Pero estas consideraciones no convencieron a las benedictinas de la Madre de Cristo. Las monjas pidieron tiempo y adujeron que debían hablar con sus superiores. La cadena de consultas se puso en marcha. Al día siguiente, una delegación del monasterio acudió a la trapa masculina Nuestra Señora de los Ángeles, en la localidad de Pablo Acosta, para hablar con el superior, padre Agustín Roberts, su fundador en 1958, proveniente de la Abadía de Spencer en Estados Unidos. La etapa sucesiva las llevó al obispo local, Manuel Marengo, muy conocido por las religiosas porque en su momento había colaborado en la compra del terreno de 14 hectáreas del monasterio. Se decidió hablar también con el nuncio en Argentina, Pio Laghi. Este, sorprendido por la iniciativa de Tortolo, se declaró decididamente en contra de la idea de alojar a Isabelita en el monasterio femenino. Consideró que el pedido era ni más ni menos que “¡un disparate!”. Y ésa fue la respuesta que se comunicó a monseñor Tortolo.
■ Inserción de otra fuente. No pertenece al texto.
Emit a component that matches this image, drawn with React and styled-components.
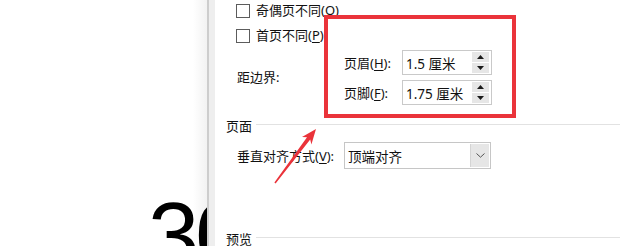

María Estela Martínez de Perón continuaría su reclusión en la base naval de la Armada en la localidad de Azul, en condiciones no satisfactorias, o al menos eso es lo que se deduce de una carta que intentaría hacer llegar a manos del recientemente elegido papa Juan Pablo II. Los portadores de la carta fueron tres hombres del cosmos peronista llamado Guardia de Hierro que visitaron Roma a fines de 1978: Alejandro Álvarez, Fabio Bellomo y Silvio Papi. Estos llegaron a la capital italiana en el otoño de 1978 procedentes de París, tras un viaje que los llevó primero al vecino Uruguay y luego a Madrid, siguiendo el mismo itinerario del anterior viaje a la corte de Juan Domingo Perón, exiliado en la capital española. Ellos llevan la carta escrita por Isabelita a Juan Pablo II, pero no hemos podido confirmar si los tres guardianes consiguieron efectivamente hacerla llegar a su destino y a través de quién.
Isabelita obtuvo cumplir el arresto domiciliario en un lugar más confortable y en octubre de 1978 fue trasladada a una casa en las afueras de Buenos Aires, en la localidad de San Vicente, construida en un terreno de 18 hectáreas que Perón había comprado en 1943. Allí pasará los últimos años de su reclusión. En julio de 1981 se le redujo la pena y fue puesta en libertad. La última de las numerosas investigaciones sobre la señora de Perón la ubicó en la intimidad de una casa a unos 40 kilómetros de Madrid, Villafranca del Castillo, donde transcurrió en silencio una enfermiza e impenetrable vejez.